SBA 7(a) loan: $1,020,000 (85%) | Seller note on standby: $120,000 (10%) | Buyer equity injection: $60,000 (5%)

Lender Tips for Print & Sign Shop Acquisitions

  • 1Lead with 3 years of P&L and tax returns showing stable or growing commercial account revenue; lenders discount businesses where top-line is driven by one-off large-format jobs without repeat history.
  • 2Get an independent equipment appraisal for all wide-format, UV, and finishing machinery before submitting to SBA lenders; aging or end-of-life equipment directly reduces collateral value and loan approval odds.
  • 3Demonstrate at least 3–5 documented commercial accounts with repeat order history — real estate firms, contractors, or municipalities — to show lenders that revenue isn't entirely dependent on walk-in retail traffic.
  • 4Choose an SBA Preferred Lender Program (PLP) lender with prior experience in equipment-heavy service businesses or printing; they can underwrite equipment collateral and project-based cash flow faster than generalist lenders.
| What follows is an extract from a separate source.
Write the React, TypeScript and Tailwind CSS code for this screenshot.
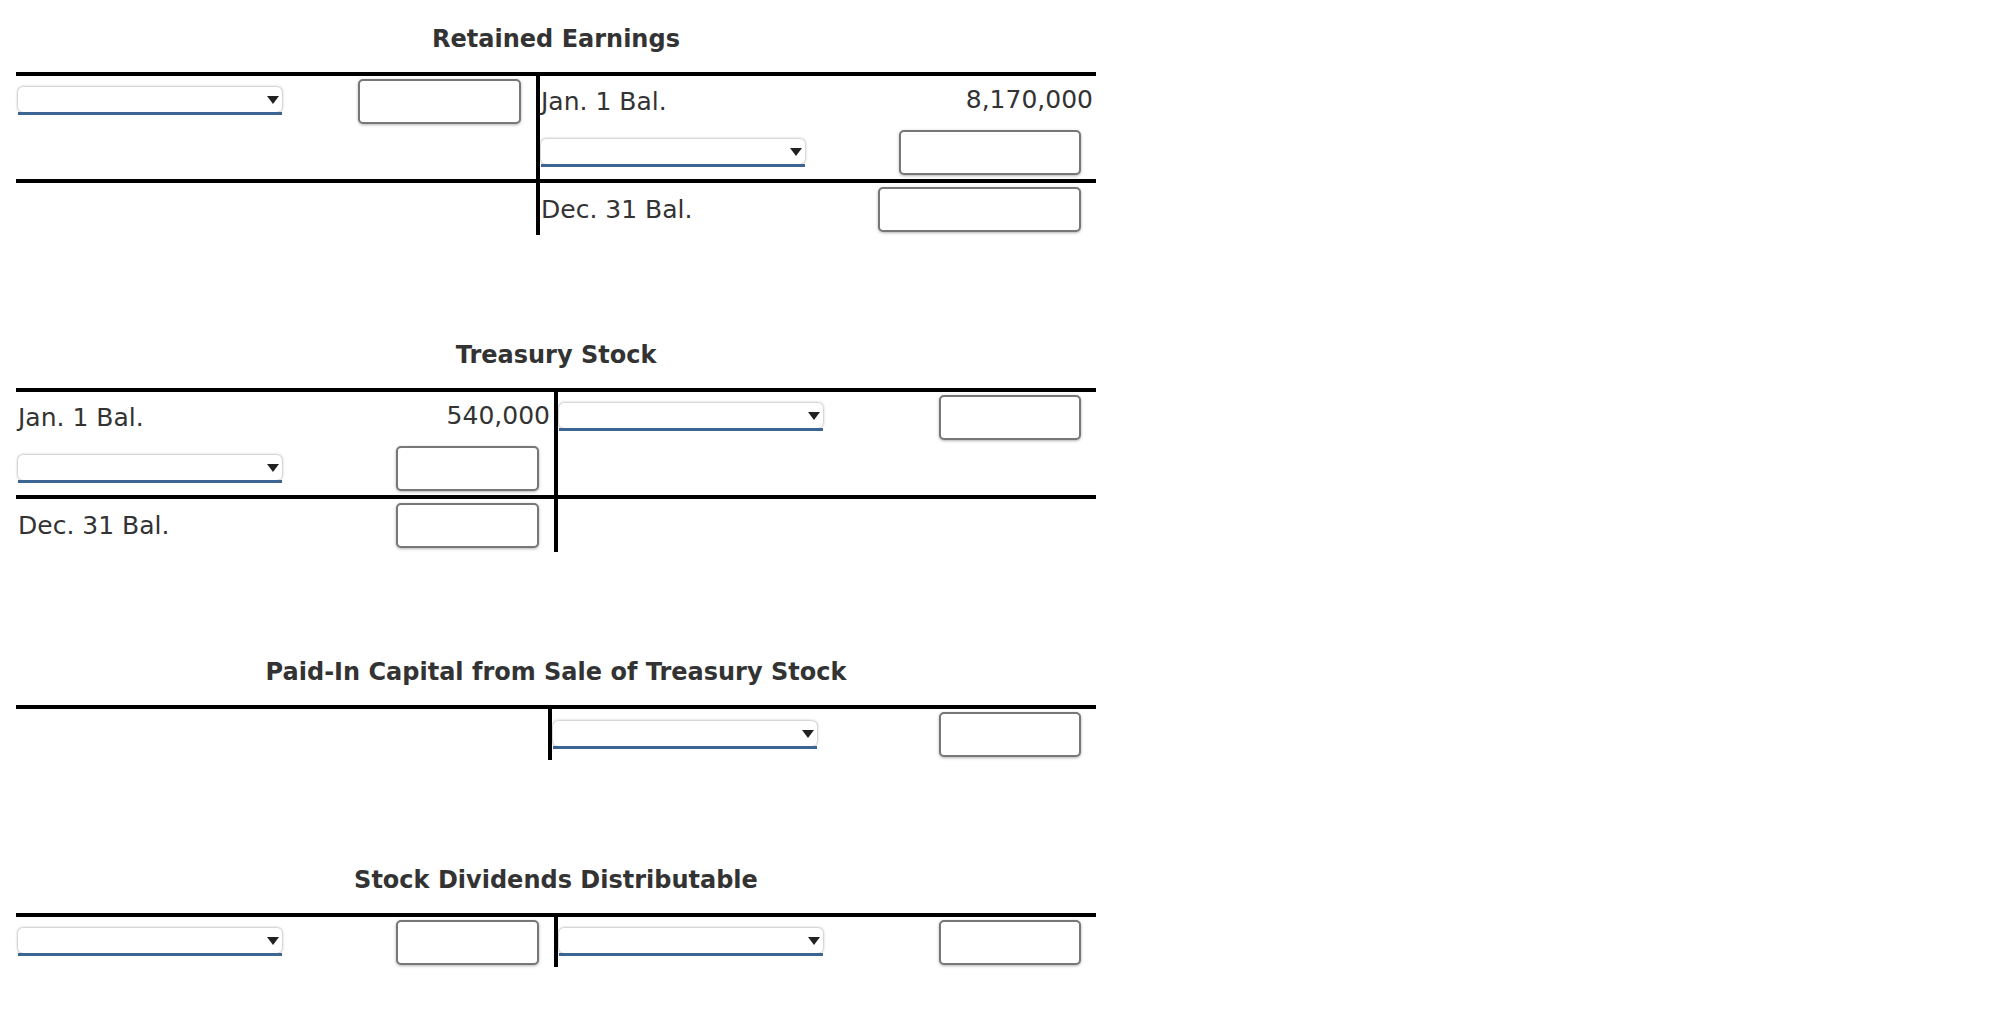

Frequently Asked Questions

Can I use an SBA loan to buy a print shop that includes expensive wide-format printing equipment?

Yes. SBA 7(a) loans cover equipment, goodwill, and working capital in a single loan. The equipment serves as collateral, so lenders will require an appraisal of all major printing and finishing machinery.

How does a seller note work in a sign shop acquisition if the seller wants to retire immediately?

The seller receives the note principal over 3–5 years with interest. SBA requires the note be on standby for 24 months, meaning no payments during that period — sellers must accept deferred liquidity.

What DSCR do lenders require for a print or sign shop acquisition?

Most SBA lenders require a minimum 1.25x DSCR. For project-based print businesses without long-term contracts, lenders may apply a haircut to SDE, making strong 3-year revenue consistency critical to approval.

When does an earnout make sense in a sign shop deal versus just negotiating a lower price?

Use an earnout when the seller's valuation depends on owner-managed commercial accounts or a single anchor client exceeding 25% of revenue, and you want downside protection without losing the deal entirely.